── Data lines

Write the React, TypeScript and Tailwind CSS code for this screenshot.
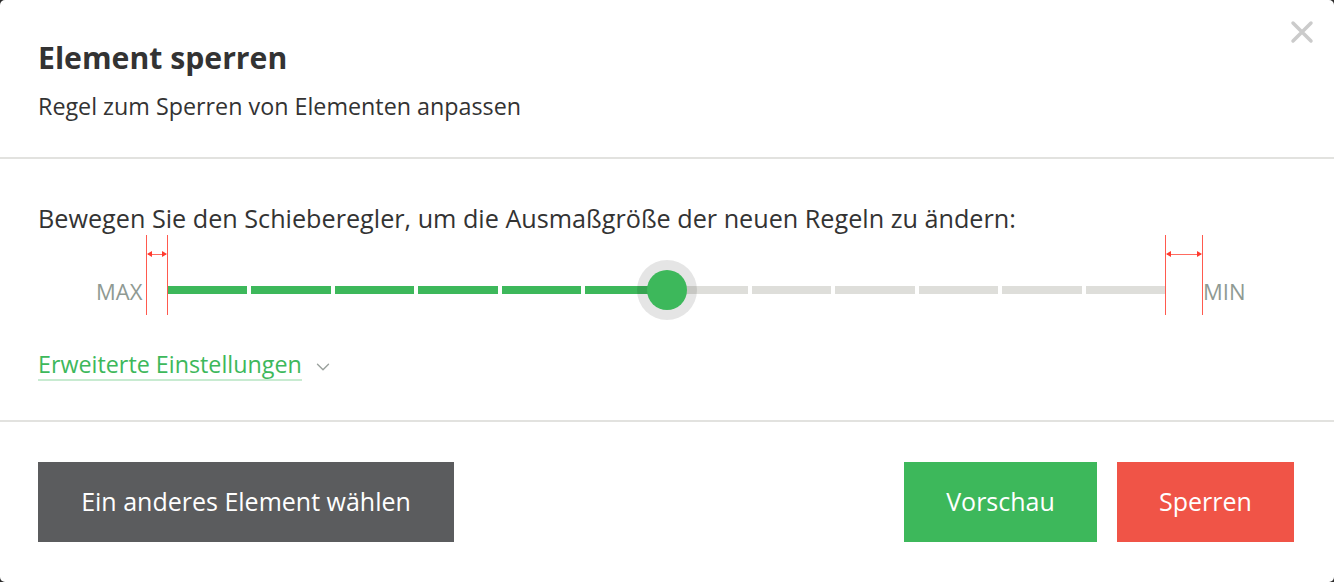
import { ChevronDown } from "lucide-react";

const green = "bg-[#3db85b]";

// 12 dashes, first half filled up to the handle
const segments = Array.from({ length: 12 }, (_, i) => i < 6);

function Marker() {
  return (
    <div className="relative h-full w-full">
      <span className="absolute left-0 top-0 h-full w-px bg-[#ff5a4e]" />
      <span className="absolute right-0 top-0 h-full w-px bg-[#ff5a4e]" />
      <span className="absolute left-[2px] right-[2px] top-[19px] h-px bg-[#ff6b60]" />
      <span className="absolute left-px top-[16px] h-0 w-0 border-y-[3px] border-r-[5px] border-y-transparent border-r-[#ff3b2f]" />
      <span className="absolute right-px top-[16px] h-0 w-0 border-y-[3px] border-l-[5px] border-y-transparent border-l-[#ff3b2f]" />
    </div>
  );
}

export default function App() {
  return (
    <div className="h-[582px] w-[1334px] bg-[#2b2b2b] font-['Open_Sans',sans-serif] text-[#333]">
      <div className="relative flex h-full flex-col rounded-[5px] bg-white">
        <button className="absolute right-[20px] top-[20px] h-[24px] w-[24px]" aria-label="Schließen">
          <svg viewBox="0 0 24 24" className="h-full w-full">
            <path d="M3 3 L21 21 M21 3 L3 21" stroke="#cbcbcb" strokeWidth="3.5" strokeLinecap="round" />
          </svg>
        </button>

        <header className="h-[159px] border-b-2 border-[#e2e2df] px-[38px] pt-[43px]">
          <h1 className="text-[30.2px] font-bold leading-none">Element sperren</h1>
          <p className="mt-[22px] text-[23.3px] leading-none">Regel zum Sperren von Elementen anpassen</p>
        </header>

        <section className="h-[263px] border-b-2 border-[#e2e2df] px-[38px] pt-[47px]">
          <p className="text-[25.2px] leading-none">
            Bewegen Sie den Schieberegler, um die Ausmaßgröße der neuen Regeln zu ändern:
          </p>

          <div className="mt-[4px] flex h-[80px] items-start pl-[58px]">
            <span className="w-[50px] pt-[45px] text-[22px] leading-none text-[#8f9a93]">MAX</span>
            <div className="w-[22px] self-stretch">
              <Marker />
            </div>
            <div className="relative mt-[51px] flex w-[997px] gap-[4px]">
              {segments.map((on, i) => (
                <span key={i} className={`h-[8px] flex-1 ${on ? green : "bg-[#dededa]"}`} />
              ))}
              <span className="absolute left-1/2 top-1/2 h-[60px] w-[60px] -translate-x-1/2 -translate-y-1/2 rounded-full bg-black/10" />
              <span className={`absolute left-1/2 top-1/2 h-[40px] w-[40px] -translate-x-1/2 -translate-y-1/2 rounded-full ${green}`} />
            </div>
            <div className="w-[38px] self-stretch">
              <Marker />
            </div>
            <span className="pt-[45px] text-[22px] leading-none text-[#8f9a93]">MIN</span>
          </div>

          <div className="mt-[38px] flex items-center gap-[10px]">
            <a className="border-b-2 border-[#c8ebd1] pb-[2px] text-[23.3px] leading-none text-[#3db85b]">
              Erweiterte Einstellungen
            </a>
            <ChevronDown className="h-[22px] w-[22px] text-[#9aa19d]" strokeWidth={1.5} />
          </div>
        </section>

        <footer className="flex items-start justify-between px-[38px] pr-[40px] pt-[40px]">
          <button className="h-[80px] w-[416px] bg-[#5b5c5e] text-[25px] text-white">
            Ein anderes Element wählen
          </button>
          <div className="flex gap-[20px]">
            <button className={`h-[80px] w-[193px] ${green} text-[25px] text-white`}>Vorschau</button>
            <button className="h-[80px] w-[177px] bg-[#f05447] text-[25px] text-white">Sperren</button>
          </div>
        </footer>
      </div>
    </div>
  );
}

────

Written exercise
Copy out each line exactly, without the pictures.

Solution to the problem
Write the React, TypeScript and Tailwind CSS code for this screenshot.
import { ChevronDown } from "lucide-react";

const green = "bg-[#3db85b]";

// 12 dashes, first half filled up to the handle
const segments = Array.from({ length: 12 }, (_, i) => i < 6);

function Marker() {
  return (
    <div className="relative h-full w-full">
      <span className="absolute left-0 top-0 h-full w-px bg-[#ff5a4e]" />
      <span className="absolute right-0 top-0 h-full w-px bg-[#ff5a4e]" />
      <span className="absolute left-[2px] right-[2px] top-[19px] h-px bg-[#ff6b60]" />
      <span className="absolute left-px top-[16px] h-0 w-0 border-y-[3px] border-r-[5px] border-y-transparent border-r-[#ff3b2f]" />
      <span className="absolute right-px top-[16px] h-0 w-0 border-y-[3px] border-l-[5px] border-y-transparent border-l-[#ff3b2f]" />
    </div>
  );
}

export default function App() {
  return (
    <div className="h-[582px] w-[1334px] bg-[#2b2b2b] font-['Open_Sans',sans-serif] text-[#333]">
      <div className="relative flex h-full flex-col rounded-[5px] bg-white">
        <button className="absolute right-[20px] top-[20px] h-[24px] w-[24px]" aria-label="Schließen">
          <svg viewBox="0 0 24 24" className="h-full w-full">
            <path d="M3 3 L21 21 M21 3 L3 21" stroke="#cbcbcb" strokeWidth="3.5" strokeLinecap="round" />
          </svg>
        </button>

        <header className="h-[159px] border-b-2 border-[#e2e2df] px-[38px] pt-[43px]">
          <h1 className="text-[30.2px] font-bold leading-none">Element sperren</h1>
          <p className="mt-[22px] text-[23.3px] leading-none">Regel zum Sperren von Elementen anpassen</p>
        </header>

        <section className="h-[263px] border-b-2 border-[#e2e2df] px-[38px] pt-[47px]">
          <p className="text-[25.2px] leading-none">
            Bewegen Sie den Schieberegler, um die Ausmaßgröße der neuen Regeln zu ändern:
          </p>

          <div className="mt-[4px] flex h-[80px] items-start pl-[58px]">
            <span className="w-[50px] pt-[45px] text-[22px] leading-none text-[#8f9a93]">MAX</span>
            <div className="w-[22px] self-stretch">
              <Marker />
            </div>
            <div className="relative mt-[51px] flex w-[997px] gap-[4px]">
              {segments.map((on, i) => (
                <span key={i} className={`h-[8px] flex-1 ${on ? green : "bg-[#dededa]"}`} />
              ))}
              <span className="absolute left-1/2 top-1/2 h-[60px] w-[60px] -translate-x-1/2 -translate-y-1/2 rounded-full bg-black/10" />
              <span className={`absolute left-1/2 top-1/2 h-[40px] w-[40px] -translate-x-1/2 -translate-y-1/2 rounded-full ${green}`} />
            </div>
            <div className="w-[38px] self-stretch">
              <Marker />
            </div>
            <span className="pt-[45px] text-[22px] leading-none text-[#8f9a93]">MIN</span>
          </div>

          <div className="mt-[38px] flex items-center gap-[10px]">
            <a className="border-b-2 border-[#c8ebd1] pb-[2px] text-[23.3px] leading-none text-[#3db85b]">
              Erweiterte Einstellungen
            </a>
            <ChevronDown className="h-[22px] w-[22px] text-[#9aa19d]" strokeWidth={1.5} />
          </div>
        </section>

        <footer className="flex items-start justify-between px-[38px] pr-[40px] pt-[40px]">
          <button className="h-[80px] w-[416px] bg-[#5b5c5e] text-[25px] text-white">
            Ein anderes Element wählen
          </button>
          <div className="flex gap-[20px]">
            <button className={`h-[80px] w-[193px] ${green} text-[25px] text-white`}>Vorschau</button>
            <button className="h-[80px] w-[177px] bg-[#f05447] text-[25px] text-white">Sperren</button>
          </div>
        </footer>
      </div>
    </div>
  );
}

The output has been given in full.